START

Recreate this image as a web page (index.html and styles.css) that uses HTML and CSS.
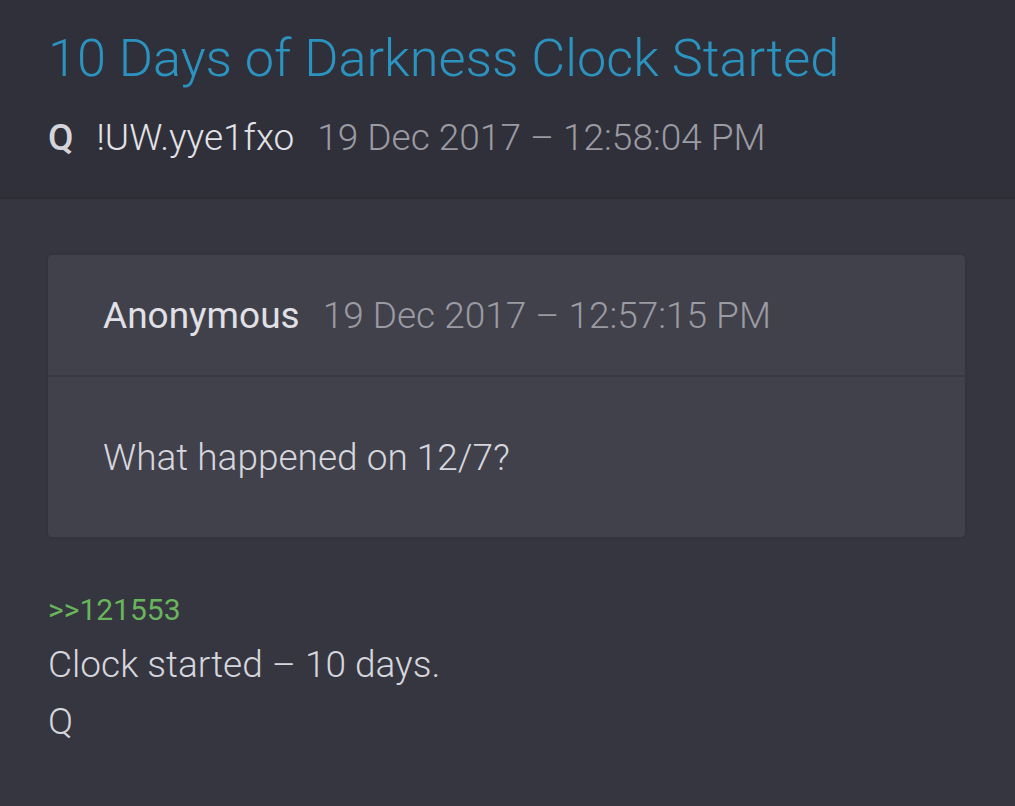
FILE: index.html
```html
<!DOCTYPE html>
<html lang="en">
<head>
    <meta charset="UTF-8">
    <meta name="viewport" content="width=device-width, initial-scale=1.0">
    <title>10 Days of Darkness Clock Started</title>
    <link rel="stylesheet" href="styles.css">
</head>
<body>
    <div class="post-header">
        <h1 class="post-title">10 Days of Darkness Clock Started</h1>
        <div class="post-meta">
            <span class="author">Q</span>
            <span class="trip">!UW.yye1fxo</span>
            <span class="date">19 Dec 2017 – 12:58:04 PM</span>
        </div>
    </div>
    <div class="post-body">
        <div class="quote">
            <div class="quote-meta">
                <span class="quote-author">Anonymous</span>
                <span class="date">19 Dec 2017 – 12:57:15 PM</span>
            </div>
            <div class="quote-text">What happened on 12/7?</div>
        </div>
        <div class="reply-link">&gt;&gt;121553</div>
        <div class="post-text first">Clock started – 10 days.</div>
        <div class="post-text">Q</div>
    </div>
</body>
</html>
```

FILE: styles.css
```css
body {
    margin: 0;
    font-family: Roboto, "Noto Sans", sans-serif;
    font-weight: 300;
    background-color: #363640;
    color: #d6d6de;
    height: 806px;
    overflow: hidden;
}

.post-header {
    background-color: #30303a;
    height: 199px;
    padding: 0 48px;
    border-bottom: 2px solid #2c2c35;
    box-sizing: border-box;
}

.post-title {
    margin: 0;
    padding-top: 28px;
    font-size: 52.3px;
    font-weight: 300;
    line-height: 60px;
    color: #2b93c0;
    white-space: nowrap;
}

.post-meta {
    margin-top: 28px;
    font-size: 37px;
    line-height: 44px;
    display: flex;
    gap: 23px;
    align-items: baseline;
}

.author {
    font-weight: 500;
    color: #d4d4da;
}

.trip {
    color: #e2e2e8;
}

.date {
    color: #9b9ba3;
}

.post-body {
    padding: 56px 50px 0 48px;
}

.quote {
    background-color: #41414b;
    border-radius: 4px;
    box-shadow: 0 0 3px rgba(0, 0, 0, 0.15);
}

.quote-meta {
    height: 122px;
    padding: 0 55px;
    display: flex;
    align-items: center;
    gap: 23px;
    font-size: 37px;
    border-bottom: 2px solid #393942;
    box-sizing: border-box;
}

.quote-author {
    font-weight: 400;
    color: #e0e0e6;
}

.quote-text {
    height: 160px;
    padding: 0 55px;
    display: flex;
    align-items: center;
    font-size: 37px;
    color: #d6d6de;
}

.reply-link {
    margin-top: 53px;
    font-size: 30px;
    font-weight: 400;
    color: #68b55c;
    line-height: 40px;
}

.post-text {
    font-size: 37px;
    line-height: 57px;
    color: #d6d6de;
}

.post-text.first {
    margin-top: 6px;
}
```
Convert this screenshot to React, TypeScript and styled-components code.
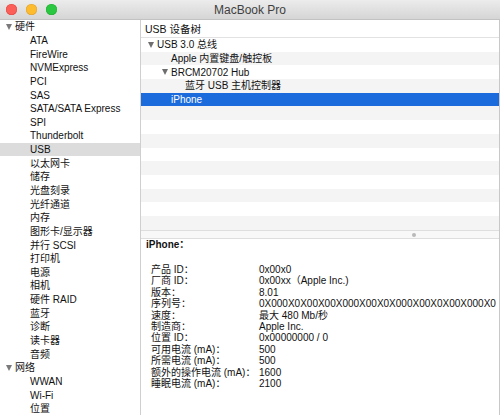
import React from "react";
import styled, { createGlobalStyle } from "styled-components";

const Global = createGlobalStyle`
  html, body { margin: 0; padding: 0; background: #ffffff; }
  body { font-family: "Liberation Sans", "Noto Sans CJK SC", sans-serif; -webkit-font-smoothing: antialiased; }
  #root { width: 500px; height: 415px; }
`;

const Window = styled.div`
  width: 500px;
  height: 415px;
  display: flex;
  flex-direction: column;
  overflow: hidden;
  background: #fff;
  font-size: 10px;
  color: #111111;
`;

const TitleBar = styled.div`
  position: relative;
  height: 19px;
  flex: none;
  display: flex;
  align-items: center;
  justify-content: center;
  background: linear-gradient(#ececec, #d5d5d5);
  border-bottom: 1px solid #c2c2c2;
`;

const Lights = styled.div`
  position: absolute;
  left: 6px;
  top: 4px;
  display: flex;
  gap: 9px;
`;

const Light = styled.span<{ $c: string; $b: string }>`
  width: 11px;
  height: 11px;
  border-radius: 50%;
  background: ${(p) => p.$c};
  box-shadow: inset 0 0 0 0.5px ${(p) => p.$b};
`;

const Title = styled.div`
  font-size: 12px;
  color: #3f3f3f;
  margin-top: 1px;
`;

const Body = styled.div`
  flex: 1;
  display: flex;
  min-height: 0;
`;

const Sidebar = styled.div`
  width: 140px;
  flex: none;
  border-right: 1px solid #cfcfcf;
  display: flex;
  flex-direction: column;
`;

const SideRow = styled.div<{ $indent: number; $sel?: boolean }>`
  height: 13.65px;
  flex: none;
  display: flex;
  align-items: center;
  padding-left: ${(p) => p.$indent}px;
  background: ${(p) => (p.$sel ? "#dcdcdc" : "transparent")};
  white-space: nowrap;
  line-height: 13px;
`;

const Tri = styled.span<{ $color?: string }>`
  width: 0;
  height: 0;
  border-left: 3.5px solid transparent;
  border-right: 3.5px solid transparent;
  border-top: 6px solid ${(p) => p.$color || "#7a7a7a"};
  margin-right: 3px;
  flex: none;
`;

const Right = styled.div`
  flex: 1;
  display: flex;
  flex-direction: column;
  border-right: 1px solid #c8c8c8;
  min-width: 0;
`;

const Header = styled.div`
  height: 17px;
  flex: none;
  display: flex;
  align-items: center;
  padding-left: 4px;
  border-bottom: 1px solid #e2e2e2;
  font-size: 10.5px;
`;

const Tree = styled.div`
  height: 192px;
  flex: none;
  display: flex;
  flex-direction: column;
  overflow: hidden;
`;

const TreeRow = styled.div<{ $indent: number; $odd: boolean; $sel?: boolean }>`
  height: 13.7px;
  flex: none;
  display: flex;
  align-items: center;
  padding-left: ${(p) => p.$indent}px;
  background: ${(p) => (p.$sel ? "#1b6bdc" : p.$odd ? "#f4f4f5" : "#ffffff")};
  color: ${(p) => (p.$sel ? "#ffffff" : "#111111")};
  white-space: nowrap;
  line-height: 13px;
`;

const Splitter = styled.div`
  height: 7px;
  flex: none;
  border-top: 1px solid #dedede;
  border-bottom: 1px solid #dedede;
  background: #f8f8f8;
  display: flex;
  align-items: center;
  justify-content: center;
`;

const Dot = styled.span`
  width: 4px;
  height: 4px;
  border-radius: 50%;
  background: #b9b9b9;
  margin-left: 187px;
`;

const Detail = styled.div`
  flex: 1;
  padding: 0 0 0 5px;
`;

const DetailTitle = styled.div`
  font-weight: bold;
  height: 12px;
  line-height: 12px;
  margin-bottom: 13px;
`;

const Grid = styled.div`
  display: grid;
  grid-template-columns: 108px 1fr;
  grid-auto-rows: 11.4px;
  padding-left: 5px;
  line-height: 11.4px;
  white-space: nowrap;
`;

const Cell = styled.div`
  overflow: visible;
`;

type Side = { label: string; level: number; open?: boolean; sel?: boolean };

const sideItems: Side[] = [
  { label: "硬件", level: 0, open: true },
  { label: "ATA", level: 1 },
  { label: "FireWire", level: 1 },
  { label: "NVMExpress", level: 1 },
  { label: "PCI", level: 1 },
  { label: "SAS", level: 1 },
  { label: "SATA/SATA Express", level: 1 },
  { label: "SPI", level: 1 },
  { label: "Thunderbolt", level: 1 },
  { label: "USB", level: 1, sel: true },
  { label: "以太网卡", level: 1 },
  { label: "储存", level: 1 },
  { label: "光盘刻录", level: 1 },
  { label: "光纤通道", level: 1 },
  { label: "内存", level: 1 },
  { label: "图形卡/显示器", level: 1 },
  { label: "并行 SCSI", level: 1 },
  { label: "打印机", level: 1 },
  { label: "电源", level: 1 },
  { label: "相机", level: 1 },
  { label: "硬件 RAID", level: 1 },
  { label: "蓝牙", level: 1 },
  { label: "诊断", level: 1 },
  { label: "读卡器", level: 1 },
  { label: "音频", level: 1 },
  { label: "网络", level: 0, open: true },
  { label: "WWAN", level: 1 },
  { label: "Wi-Fi", level: 1 },
  { label: "位置", level: 1 },
];

type Node = { label: string; indent: number; open?: boolean; sel?: boolean };

const treeItems: Node[] = [
  { label: "USB 3.0 总线", indent: 7, open: true },
  { label: "Apple 内置键盘/触控板", indent: 30 },
  { label: "BRCM20702 Hub", indent: 21, open: true },
  { label: "蓝牙 USB 主机控制器", indent: 44 },
  { label: "iPhone", indent: 30, sel: true },
];

const details: [string, string][] = [
  ["产品 ID：", "0x00x0"],
  ["厂商 ID：", "0x00xx（Apple Inc.)"],
  ["版本：", "8.01"],
  ["序列号：", "0X000X0X00X00X000X00X0X000X00X0X00X000X0"],
  ["速度：", "最大 480 Mb/秒"],
  ["制造商：", "Apple Inc."],
  ["位置 ID：", "0x00000000 / 0"],
  ["可用电流 (mA)：", "500"],
  ["所需电流 (mA)：", "500"],
  ["额外的操作电流 (mA)：", "1600"],
  ["睡眠电流 (mA)：", "2100"],
];

export default function App() {
  const rows = Array.from({ length: 14 }, (_, i) => treeItems[i]);
  return (
    <>
      <Global />
      <Window>
        <TitleBar>
          <Lights>
            <Light $c="#fc5f57" $b="#df4744" />
            <Light $c="#fdbc2e" $b="#de9f34" />
            <Light $c="#29c840" $b="#27aa35" />
          </Lights>
          <Title>MacBook Pro</Title>
        </TitleBar>
        <Body>
          <Sidebar>
            {sideItems.map((s, i) => (
              <SideRow key={i} $indent={s.level === 0 ? 6 : 30} $sel={s.sel}>
                {s.open && <Tri />}
                {s.label}
              </SideRow>
            ))}
          </Sidebar>
          <Right>
            <Header>USB 设备树</Header>
            <Tree>
              {rows.map((n, i) => (
                <TreeRow key={i} $indent={n ? n.indent : 0} $odd={i % 2 === 1} $sel={n?.sel}>
                  {n?.open && <Tri $color="#6e6e6e" />}
                  {n?.label}
                </TreeRow>
              ))}
            </Tree>
            <Splitter>
              <Dot />
            </Splitter>
            <Detail>
              <DetailTitle>iPhone：</DetailTitle>
              <Grid>
                {details.map(([k, v], i) => (
                  <React.Fragment key={i}>
                    <Cell>{k}</Cell>
                    <Cell>{v}</Cell>
                  </React.Fragment>
                ))}
              </Grid>
            </Detail>
          </Right>
        </Body>
      </Window>
    </>
  );
}
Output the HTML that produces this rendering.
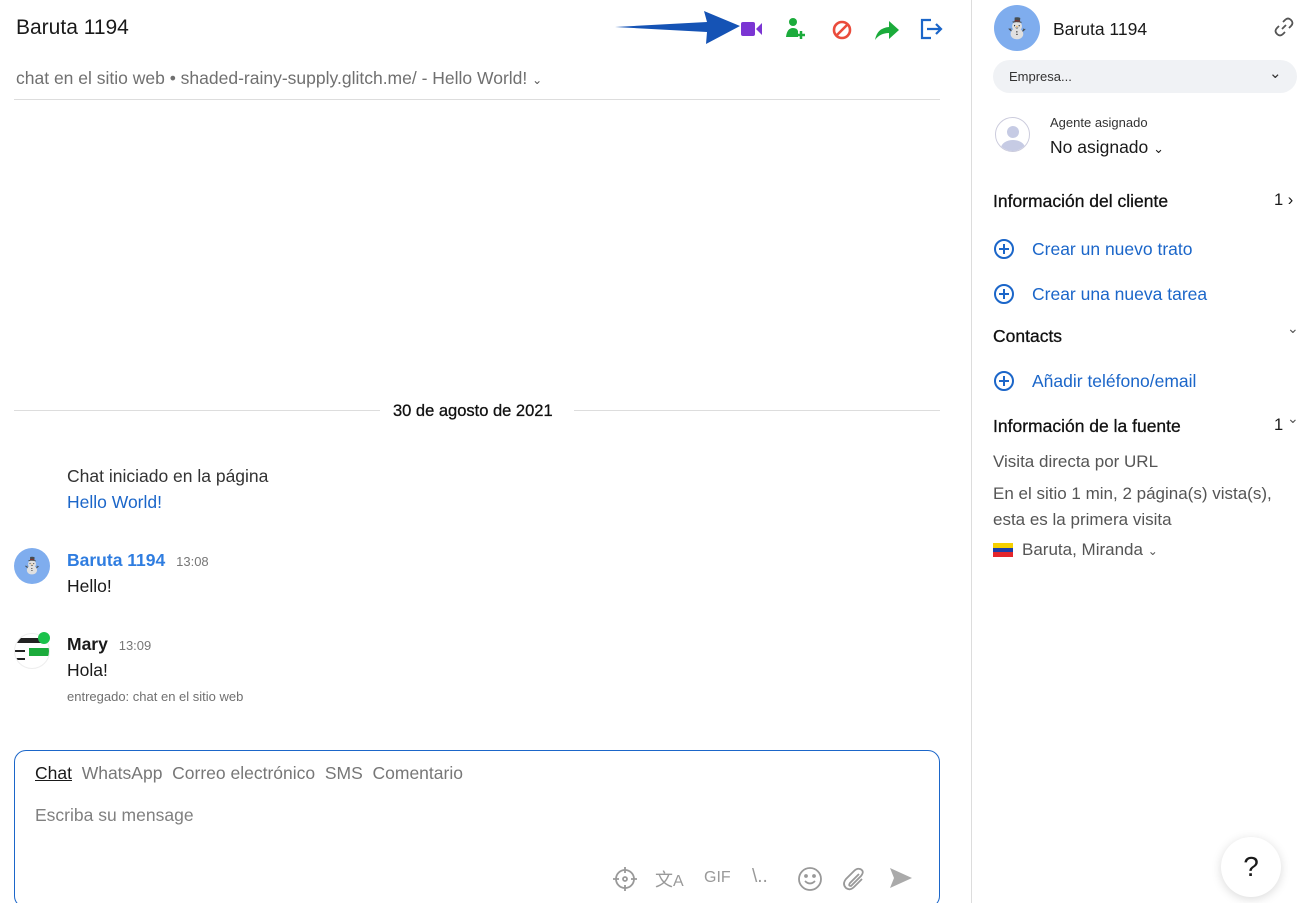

END

From the listing, tally every line with the word "React" in it and give only the tally.

| Response to this task |
4